The culture-minded residents of Jersey City, New Jersey, have approved a new tax to support arts and artists in their city.
Roughly 64 percent of Jersey Cityans (the final figure is pending the end of ballot-counting) voted for the new measure, which will establish an arts and culture trust fund. The fund is expected to generate between $1 million and $2 million a year.
According to Robinson Holloway, who advocated for the tax and is director of the nonprofit ArtFair 14C and former chair of the Jersey City Arts Council, grants will be managed by a committee whose members will be appointed by the mayor and the city council. The arts community will be represented by a member put forth by the Jersey City Arts Council.
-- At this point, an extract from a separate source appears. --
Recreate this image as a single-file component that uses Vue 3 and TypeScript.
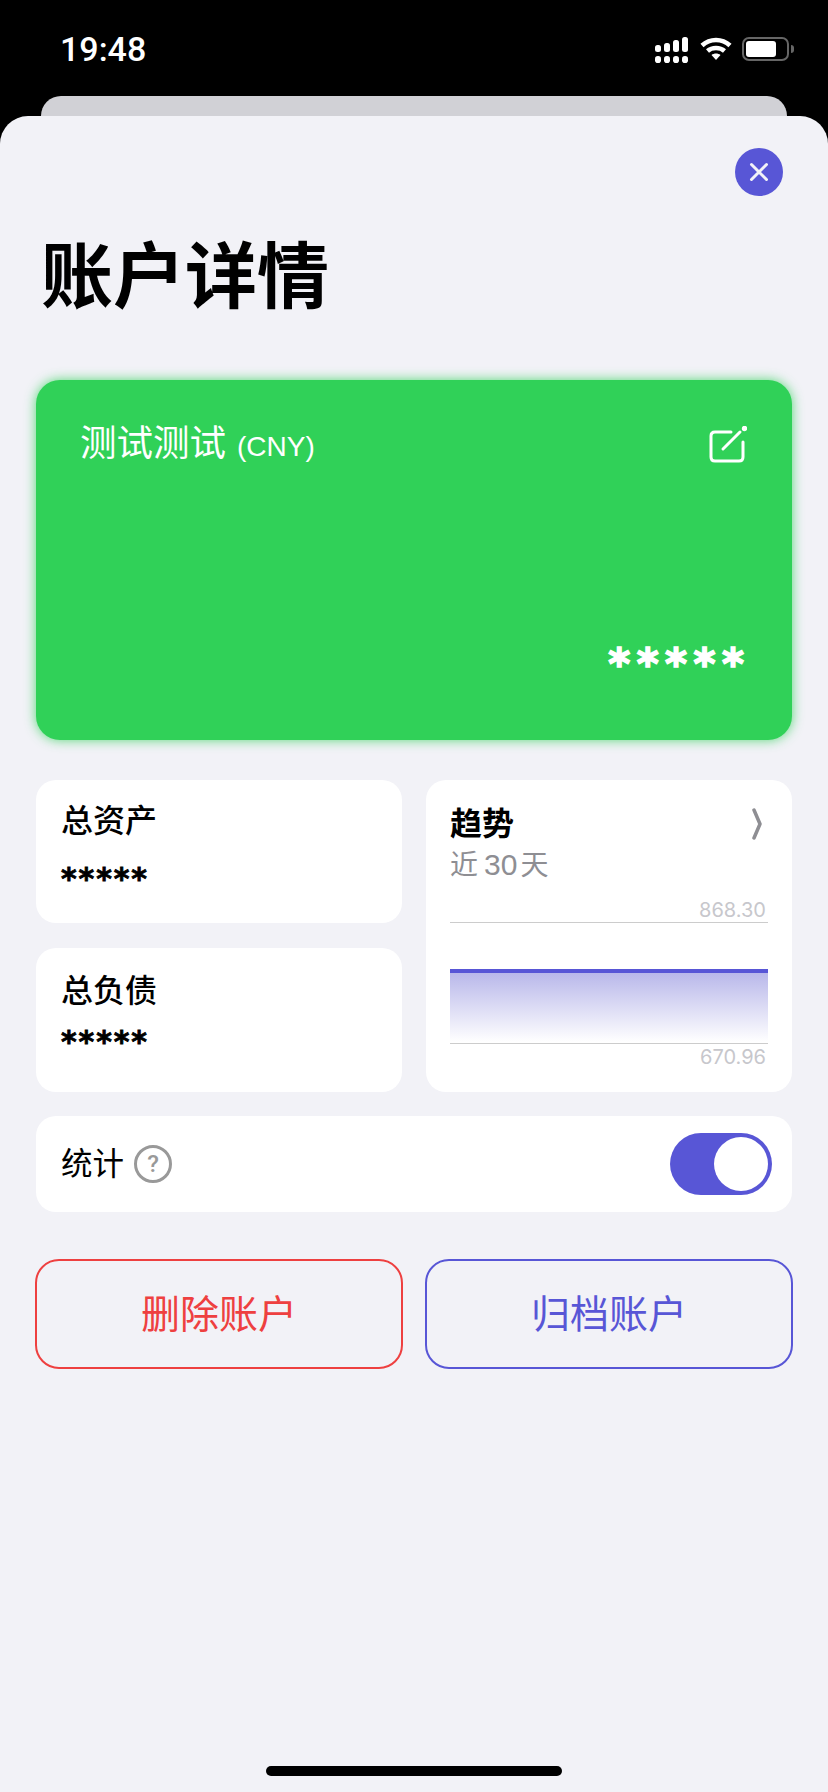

The funds will come from a new tax on property owners, of up to two cents per $100 of assessed value per year. A homeowner with a property assessed at $500,000, for example, would pay about $25 a year; the holder of a house assessed at $1 million would be taxed $50.
“This should slam the door on anyone thinking that the arts is an extra, a bonus, the first thing that should be cut,” Holloway told Artnet News by phone Thursday morning. “Our voters, during economic hard times and a pandemic and the largest election in a century, said, ‘Raise our taxes!’”
Because no such legislation can be passed at the municipal level without being passed by the state first, the new tax is supported by state legislation signed by Governor Phil Murphy in January, potentially setting the stage for other cities to do likewise.
“We’re hoping a whole lot of municipalities will follow,” Holloway said. “It’s exciting to think about what this could do to make Jersey City a more vibrant place to live. To have that level of support when people are worried about dying and losing their jobs and their homes is humbling.”
Jersey City Mayor Steven Fulop shares her optimism.
“As the first in New Jersey to implement a sustainable funding model to support our growing arts community, we fully expect to serve as an example for others around the state,” Fulop told Artnet News in an email via a spokesperson.
“After years of lobbying state legislators for this, it’s very exciting that the voters overwhelmingly support funding for the arts, which will have greater impacts on the overall community—from attracting new businesses to boosting property values, to expanding educational opportunities, and everything in between,” Funlop added.
Placing the money in a trust fund will protect it from the vagaries of annual budgeting, in which culture is often the first thing to be cut. But much remains to be seen about how the funds will be controlled, and even who will hold the purse strings.
“I was told that those things don’t get decided until after it passes, but it’s too late then,” Jersey City artist Jerome China said in a phone interview. “They should have been looking at people and putting those people out front who will write the guidelines and handle the money. In the end, I just hope there’s some transparency in how the process works.”
The state’s Republican Party, however, urged a vote against the measure on its Facebook page, calling it “an excuse to raise your property taxes pure and simple.”
With a population of a 250,000, Jersey City is the second largest city in the state.